In 2011, Nevada Highway Patrol Major Kevin Tice sent an email to the members of the Patrol’s Canine Drug Interdiction Program. The email established a new policy on public comments about the Program, and provided:
“As we reengage in K9 and interdiction program oversight at the regional command level, it is important to ensure appropriate flow of communication. It is critical that we identify and resolve issues and inconsistencies that have developed since the current program’s inception. Effective immediately, except for allied law enforcement agencies and High Intensity Drug Trafficking Area representatives, there will be NO direct contact between K9 handlers, or line employees, with ANY non-departmental and non-law enforcement entity or persons for the purpose of discussing the Nevada Highway Patrol K9 program or interdiction program, or direct and indirect logistics therein.”
Tice’s email was sparked by concerns arising from, in the words of one of Tice’s superiors, “questions coming from the legislature and from governor’s offices and from different sources with incomplete understandings of what’s going on.” Tice later explained that the policy’s intent “was to forbid direct contact with ‘Friends for K9’ representatives by the K9 and interdiction employees.” Tice described Friends for K9 as a private organization that was “intentionally meddling into how the unit was run.”
A group of canine officers sued, contending that the policy violated their free speech rights under the First Amendment. The case eventually wound up in the federal Ninth Circuit Court of Appeals.
The Court found that the policy was unconstitutionally “overbroad” in that it regulated both speech that could be controlled by the Patrol as well as speech protected by the First Amendment. As the Court described it, “although the First Amendment protects some expressions related to a speaker’s job, when public employees make statements pursuant to their official duties, the employees are not speaking as citizens for First Amendment purposes, and the Constitution does not insulate their communications from employer discipline. Accordingly, if Tice’s policy applies only to speech made pursuant to troopers’ official duties, our analysis is at an end. However, the critical question is whether the speech at issue is itself ordinarily within the scope of an employee’s duties, not whether it merely concerns those duties. As the Supreme Court has emphasized, the mere fact that a citizen’s speech concerns information acquired by virtue of his public employment does not transform that speech into employee – rather than citizen – speech.

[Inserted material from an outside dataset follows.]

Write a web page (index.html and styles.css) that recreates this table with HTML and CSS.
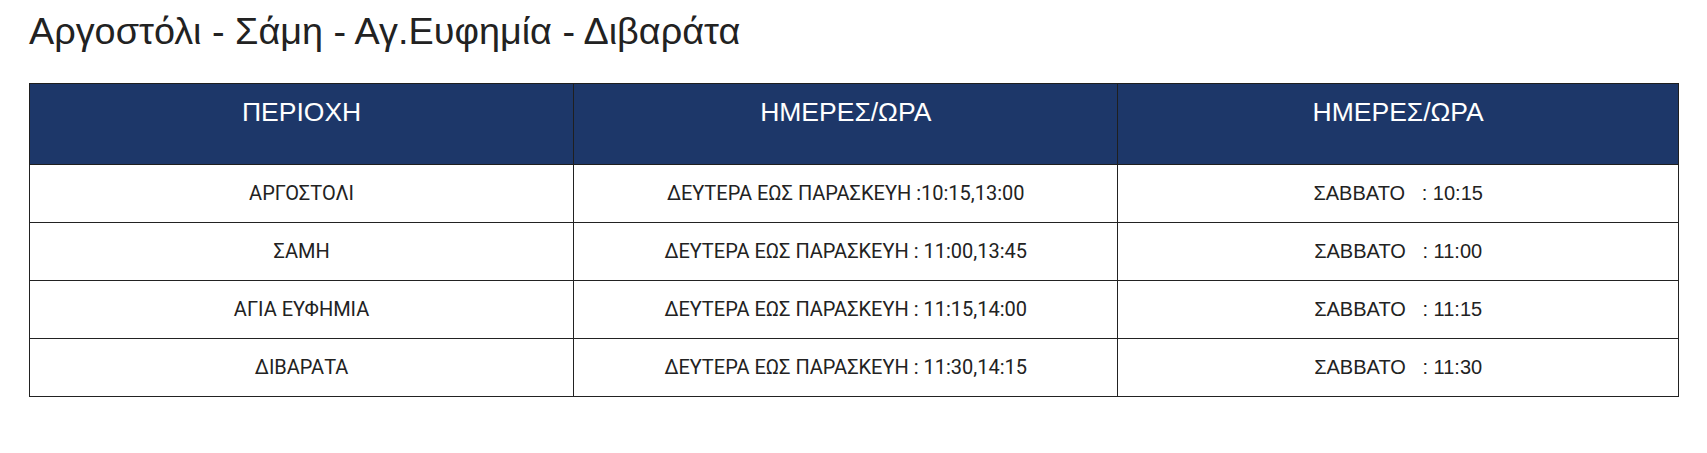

“Even if some speech implicated by Tice’s email edict might fall within the troopers’ official duties, much of the potentially affected speech does not. Tice’s policy, drafted very broadly, could reasonably be understood to forbid, on penalty of employment discipline, speech made by K9 troopers in their capacities as citizens.
“On a straightforward reading of the sweeping language in the email, it is not confined to official agency business nor to information that would harm pending investigations or expose sources and methods. The policy as enunciated encompasses employees’ opinions about the program. It also reaches legitimate whistleblower complaints about the program.
“And, although the policy affects only speech relating to the K9 or drug interdiction programs, we may not assume that the troopers speak as employees rather than citizens on every occasion in which they discuss information learned or opinions developed while on the job. Speech by public employees on subject matter related to their employment holds special value precisely because those employees gain knowledge of matters of public concern through their employment. Absent any qualification regarding what types of information or opinions regarding the K9 program are subject to the policy, we cannot say that Tice’s edict affects only speech made pursuant to the affected troopers’ official duties.
“Further, the policy included in Tice’s email seemingly applies not only to speech intended for the media but also to speech directed to community groups, to city and state legislators, to state and federal officials, and even to family members and friends. Communication with individuals or entities outside of an employee’s chain of command is unlikely to be pursuant to the employee’s official duties. Indeed, curtailing contact with a particular community group was Tice’s stated intention in sending the email. That Tice’s email specifically exempts speech to allied law-enforcement agencies and High Intensity Drug Trafficking Area program representatives from the prohibition on direct contact suggests that, to the extent the policy is targeted at all, it is targeted at speech not made pursuant to the affected troopers’ official duties.
“We also have little difficulty concluding that the policy announced in Tice’s email reaches speech on matters of public concern. The policy is not limited to ‘direct or indirect logistics’ relating to the K9 program, which Tice identifies in his email as a subset of all speech affected by the policy. Nor is it limited to speech concerning internal personnel disputes. The troopers silenced by Tice’s policy, members of a community most likely to have informed and definite opinions as to how funds allotted to the operations of their government employer should be spent. The troopers’ freedom to offer their informed opinions about the direction of the K9 program on their own time, as concerned citizens, is a prerogative that the First Amendment protects but that Tice’s edict forbids.”
Moonin v. Tice, 2017 WL 3598083 (9th Cir. 2017).